◆ **RECORDED DATA**
————

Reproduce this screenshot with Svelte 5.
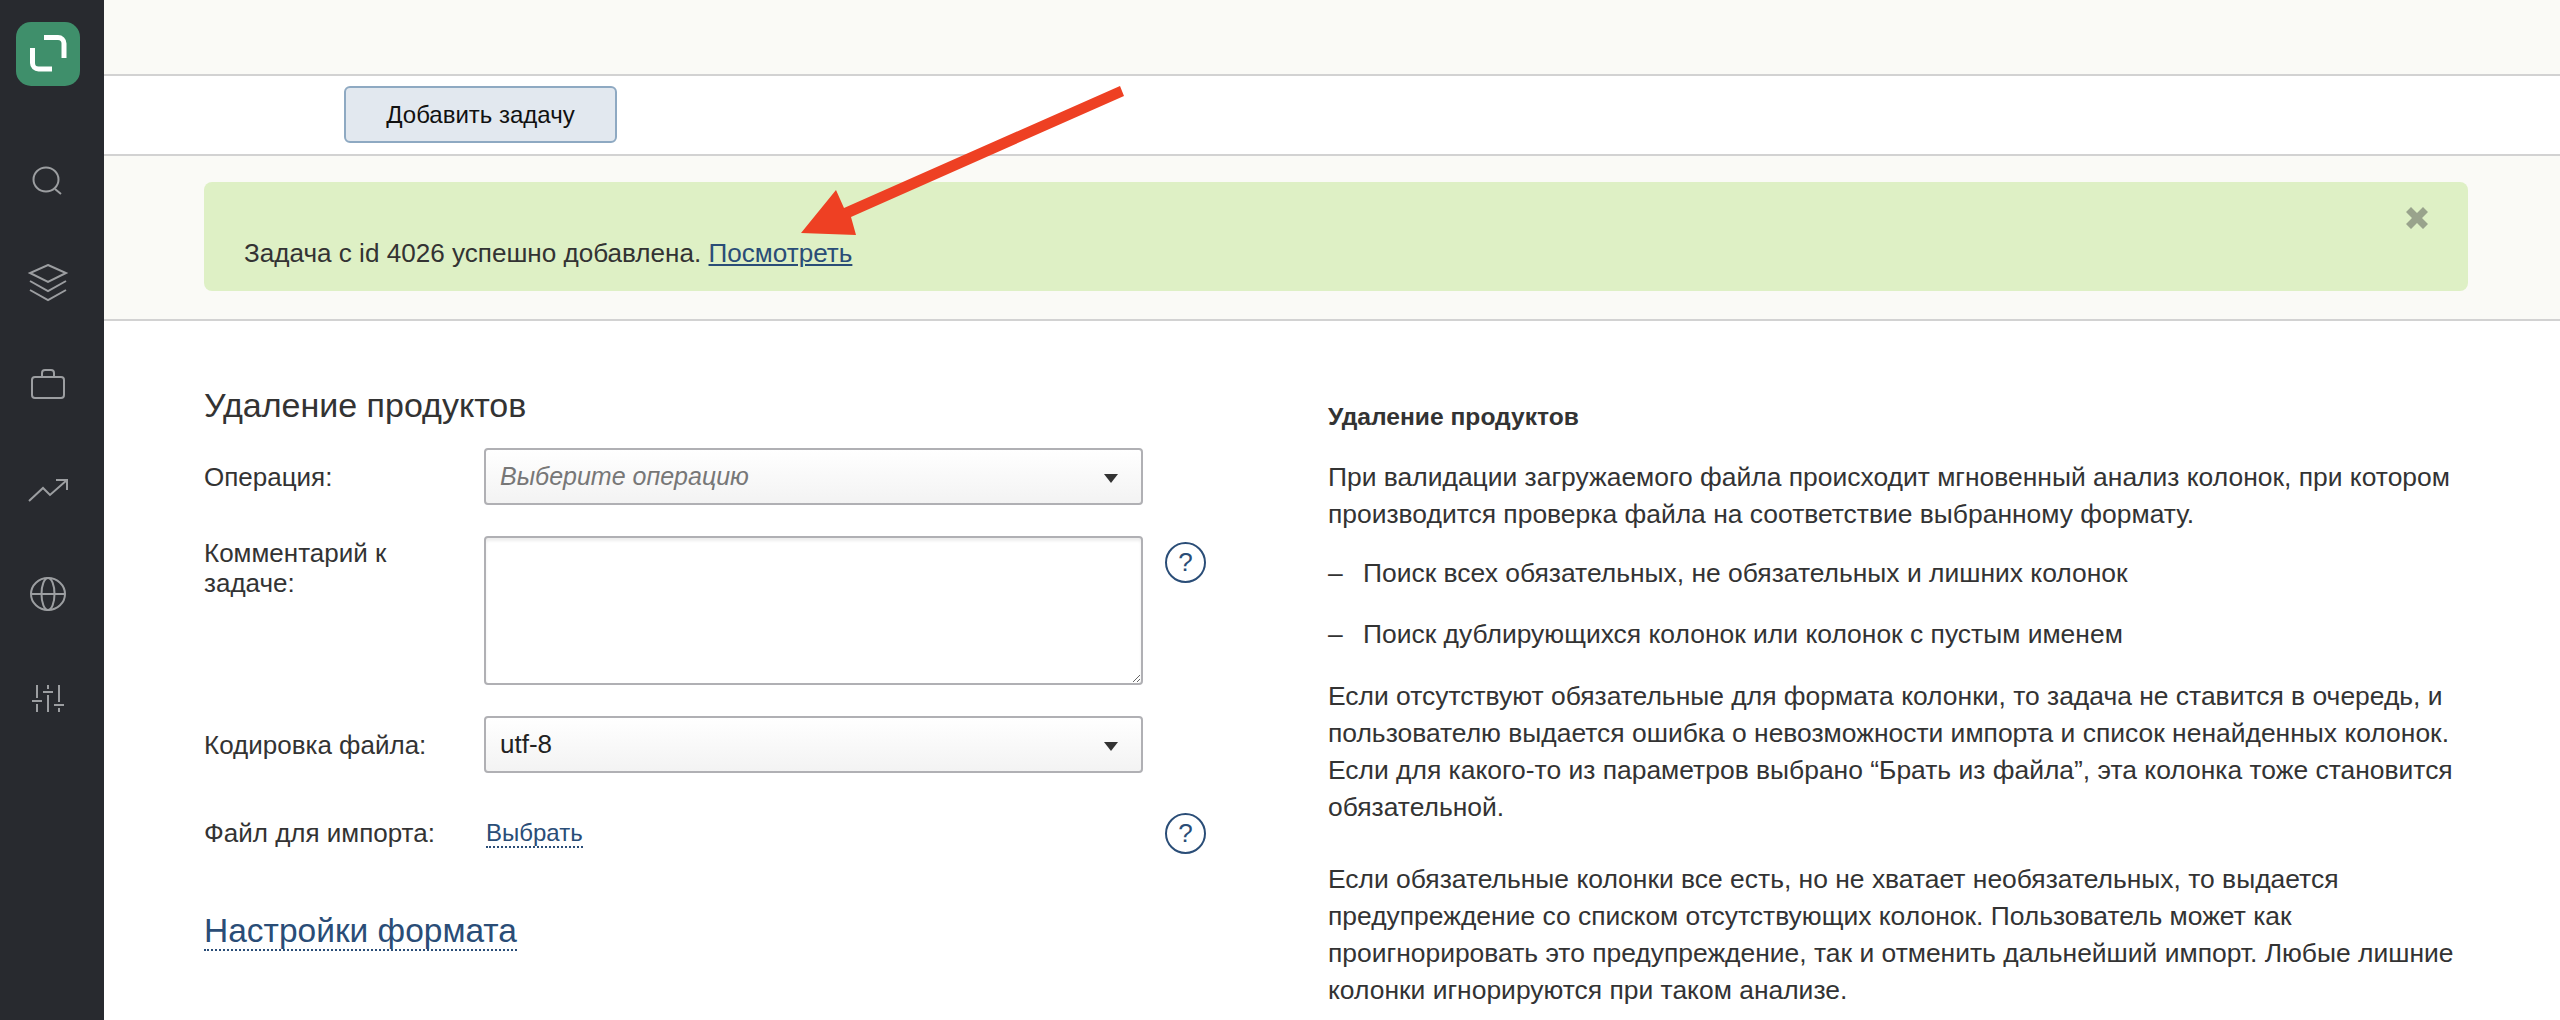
<script>
  const navIcons = ["search", "layers", "case", "trend", "globe", "sliders"];
</script>

<div class="page">
  <aside class="sidebar">
    <div class="logo">
      <svg width="38" height="40" viewBox="0 0 38 40" fill="none" stroke="#fff" stroke-width="5">
        <path d="M15 3.500H29a6 6 0 0 1 6 6V24" />
        <path d="M3.500 14V29a6 6 0 0 0 6 6H23" />
      </svg>
    </div>
    <nav class="nav">
      {#each navIcons as icon}
        <div class="nav-item">
          <svg width="44" height="44" viewBox="0 0 44 44" fill="none" stroke="#9c9ea1" stroke-width="2">
            {#if icon === "search"}
              <ellipse cx="20" cy="18.500" rx="12.500" ry="12" />
              <path d="M29 28l6 5" />
            {:else if icon === "layers"}
              <path d="M22 1L40 9 22 18 4 9z" />
              <path d="M4 17l18 10 18-10" />
              <path d="M4 26l18 10 18-10" />
            {:else if icon === "case"}
              <rect x="6" y="10" width="32" height="21" rx="3" />
              <path d="M16 10V6a3 3 0 0 1 3-3h6a3 3 0 0 1 3 3v4" />
            {:else if icon === "trend"}
              <path d="M3 31L17 18l7 7L41 10" />
              <path d="M30 10h11v10" />
            {:else if icon === "globe"}
              <ellipse cx="22" cy="21" rx="17" ry="16" />
              <ellipse cx="22" cy="21" rx="6.500" ry="16" />
              <path d="M5 21h34" />
            {:else}
              <path d="M11 9v13M11 28v8M22 9v4M22 19v17M33 9v17M33 32v4" />
              <path d="M6 25h10M17 16h10M28 29h10" />
            {/if}
          </svg>
        </div>
      {/each}
    </nav>
  </aside>

  <main class="content">
    <div class="topbar"></div>
    <div class="toolbar">
      <button class="add-btn">Добавить задачу</button>
    </div>
    <section class="notice">
      <div class="alert">
        <span>Задача с id 4026 успешно добавлена. <a class="link" href="#view">Посмотреть</a></span>
        <svg class="close" width="22" height="22" viewBox="0 0 22 22" fill="#99a38c">
          <path d="M5 0l6 6 6-6 5 5-6 6 6 6-5 5-6-6-6 6-5-5 6-6-6-6z" />
        </svg>
      </div>
    </section>

    <div class="columns">
      <section class="form">
        <h2>Удаление продуктов</h2>
        <div class="grid">
          <div class="label center">Операция:</div>
          <div class="select placeholder">Выберите операцию<i class="caret"></i></div>
          <div></div>

          <div class="label comment">Комментарий к задаче:</div>
          <textarea></textarea>
          <div class="help-cell"><span class="help">?</span></div>

          <div class="label center">Кодировка файла:</div>
          <div class="select">utf-8<i class="caret"></i></div>
          <div></div>

          <div class="label center">Файл для импорта:</div>
          <div class="file"><span class="dashed">Выбрать</span></div>
          <div class="help-cell file-help"><span class="help">?</span></div>
        </div>
        <div class="format"><span class="dashed">Настройки формата</span></div>
      </section>

      <section class="doc">
        <h3>Удаление продуктов</h3>
        <p class="intro">При валидации загружаемого файла происходит мгновенный анализ колонок, при котором<br />
          производится проверка файла на соответствие выбранному формату.</p>
        <p class="item"><span class="dash">–</span>Поиск всех обязательных, не обязательных и лишних колонок</p>
        <p class="item-last"><span class="dash">–</span>Поиск дублирующихся колонок или колонок с пустым именем</p>
        <p class="para">Если отсутствуют обязательные для формата колонки, то задача не ставится в очередь, и<br />
          пользователю выдается ошибка о невозможности импорта и список ненайденных колонок.<br />
          Если для какого-то из параметров выбрано “Брать из файла”, эта колонка тоже становится<br />
          обязательной.</p>
        <p>Если обязательные колонки все есть, но не хватает необязательных, то выдается<br />
          предупреждение со списком отсутствующих колонок. Пользователь может как<br />
          проигнорировать это предупреждение, так и отменить дальнейший импорт. Любые лишние<br />
          колонки игнорируются при таком анализе.</p>
      </section>
    </div>
  </main>

  <!-- annotation drawn over the screenshot -->
  <svg class="arrow" width="340" height="160" viewBox="790 80 340 160" fill="#ee4023">
    <polygon points="1120,86 1124,96 851,217 856,235 801,233 836,190 844,208" />
  </svg>
</div>

<style>
  :global(body) {
    margin: 0;
    background: #fff;
  }

  .page {
    position: relative;
    display: flex;
    height: 1020px;
    overflow: hidden;
    font-family: "Liberation Sans", Arial, sans-serif;
    font-size: 26px;
    color: #333;
  }

  .arrow {
    position: absolute;
    left: 790px;
    top: 80px;
  }

  .sidebar {
    flex: 0 0 104px;
    background: #282a2f;
    display: flex;
    flex-direction: column;
    align-items: center;
    padding: 22px 8px 0 0;
    box-sizing: border-box;
  }

  .logo {
    width: 64px;
    height: 64px;
    border-radius: 15px;
    background: #3f8f6b;
    display: flex;
    align-items: center;
    justify-content: center;
  }

  .nav {
    margin-top: 75px;
    display: flex;
    flex-direction: column;
    gap: 59px;
  }

  .nav-item {
    width: 44px;
    height: 44px;
  }

  .content {
    flex: 1;
    min-width: 0;
  }

  .topbar {
    height: 74px;
    background: #fafaf6;
    border-bottom: 2px solid #d2d2d2;
  }

  .toolbar {
    height: 80px;
    padding: 10px 0 0 240px;
    box-sizing: border-box;
    border-bottom: 2px solid #d2d2d2;
  }

  .add-btn {
    width: 273px;
    height: 57px;
    background: #e2e8ef;
    border: 2px solid #8ea9c2;
    border-radius: 6px;
    font: inherit;
    font-size: 24px;
    color: #111;
    padding: 0;
  }

  .notice {
    background: #fafaf6;
    border-bottom: 2px solid #d2d2d2;
    padding: 26px 92px 28px 100px;
  }

  .alert {
    position: relative;
    height: 109px;
    box-sizing: border-box;
    padding: 53px 0 0 40px;
    line-height: 36px;
    font-size: 26.100px;
    background: #def0c5;
    border-radius: 8px;
  }

  .close {
    position: absolute;
    top: 25px;
    right: 40px;
  }

  .link {
    color: #2a4d77;
    text-decoration: underline;
  }

  .columns {
    display: flex;
  }

  .form {
    flex: 0 0 1126px;
    padding: 60px 0 0 100px;
    box-sizing: border-box;
  }

  h2 {
    margin: 0;
    font-size: 34px;
    font-weight: 400;
    line-height: 48px;
    color: #333;
  }

  .grid {
    margin-top: 19px;
    display: grid;
    grid-template-columns: 280px 659px 62px;
    grid-template-rows: 57px 149px 57px 58px;
    row-gap: 31px;
  }

  .label {
    line-height: 30px;
  }

  .center {
    align-self: center;
  }

  .comment {
    padding-top: 2px;
    padding-right: 40px;
  }

  .select {
    position: relative;
    box-sizing: border-box;
    height: 57px;
    padding-left: 14px;
    line-height: 53px;
    border: 2px solid #b0b0b4;
    border-radius: 4px;
    background: linear-gradient(#fff, #f3f3f3);
    color: #222;
  }

  .placeholder {
    font-style: italic;
    font-size: 25px;
    color: #777;
  }

  .caret {
    position: absolute;
    right: 23px;
    top: 24px;
    border-left: 7px solid transparent;
    border-right: 7px solid transparent;
    border-top: 9px solid #333;
  }

  textarea {
    box-sizing: border-box;
    width: 659px;
    height: 149px;
    margin: 0;
    border: 2px solid #b0b0b4;
    border-radius: 4px;
    background: #fff;
    box-shadow: inset 0 3px 3px #eee;
    outline: none;
  }

  .help-cell {
    padding: 6px 0 0 22px;
  }

  .file-help {
    padding-top: 9px;
  }

  .help {
    display: block;
    box-sizing: border-box;
    width: 41px;
    height: 41px;
    border: 2px solid #2a4d77;
    border-radius: 50%;
    text-align: center;
    line-height: 37px;
    font-size: 26px;
    color: #2a4d77;
  }

  .file {
    align-self: center;
    padding-left: 2px;
    font-size: 24px;
  }

  .dashed {
    color: #2a4d77;
    border-bottom: 2px dotted #2a4d77;
  }

  .format {
    margin-top: 47px;
    font-size: 33.500px;
    line-height: 44px;
  }

  .doc {
    padding-top: 78px;
    padding-left: 98px;
    white-space: nowrap;
    font-size: 26.450px;
  }

  h3 {
    margin: 0 0 24px;
    font-size: 24.600px;
    line-height: 36px;
    font-weight: 700;
  }

  p {
    margin: 0;
    line-height: 37px;
  }

  .intro {
    margin-bottom: 22px;
  }

  .item {
    margin-bottom: 24px;
  }

  .item-last {
    margin-bottom: 25px;
  }

  .para {
    margin-bottom: 35px;
  }

  .dash {
    display: inline-block;
    width: 35px;
  }
</style>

————

◆ **YOUR TASK**
Review the preceding data and report every line that includes the string "screenshot".

◆ **SOLUTION TO THIS PROBLEM**
Reproduce this screenshot with Svelte 5.
  <!-- annotation drawn over the screenshot -->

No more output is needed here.